Auch wenn Griechenland aus der Euro-Zone ausscheidet, ist es ja immer noch Mitglied in der Europäischen Union und auf Solidarität durch seine Nachbarn angewiesen. Der populistisch geforderte Rauswurf Griechenlands aus der Euro-Zone wäre ein politisches Signal, die wirtschaftlichen Probleme des Landes löst er natürlich nicht. Die größte Gefahr, die von einem Schuldenschnitt in Griechenland ausgeht, ist die Möglichkeit, dass die Finanzmärkte sofort andere Staaten wie Portugal, Spanien, Italien oder auch Frankreich unter Druck setzen und die Kosten für Staatsanleihen ins Absurde steigern. Dann würde kein Rettungsschirm mehr groß genug sein, zusammenbrechende Banken zu retten und die Staaten mit Krediten zu versorgen.
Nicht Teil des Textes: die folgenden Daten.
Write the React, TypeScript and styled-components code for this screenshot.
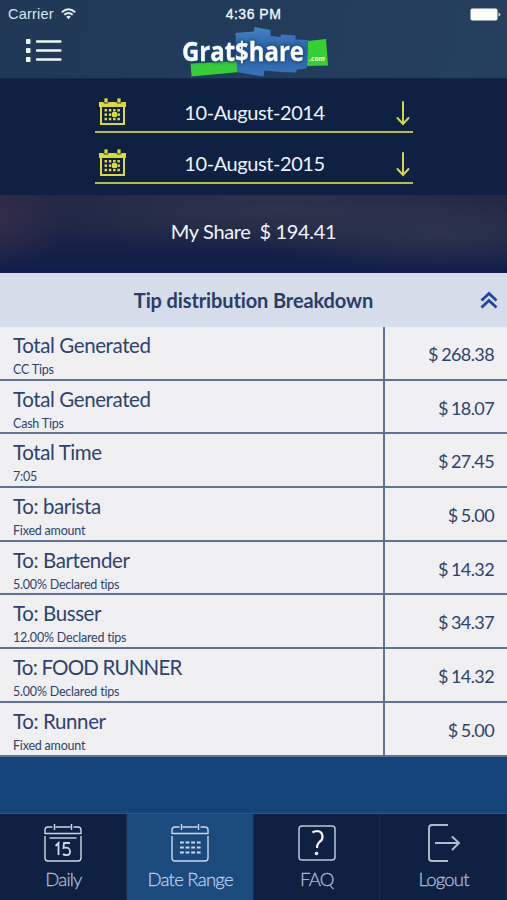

Da es für den Fall einer Staatsinsolvenz innerhalb einer Währungsunion kein Vorbild, keine Blaupause gibt, ist das Risiko schwer einzuschätzen. Wahrscheinlich wäre es wirkungsvoll, den Schuldenschnitt nicht nur in Griechenland, sondern parallel auch in anderen überschuldeten Staaten vorzunehmen. Undenkbar? Noch vor Wochen wurde ein Schuldenschnitt in Griechenland für undenkbar erklärt, jetzt steht er unmittelbar bevor.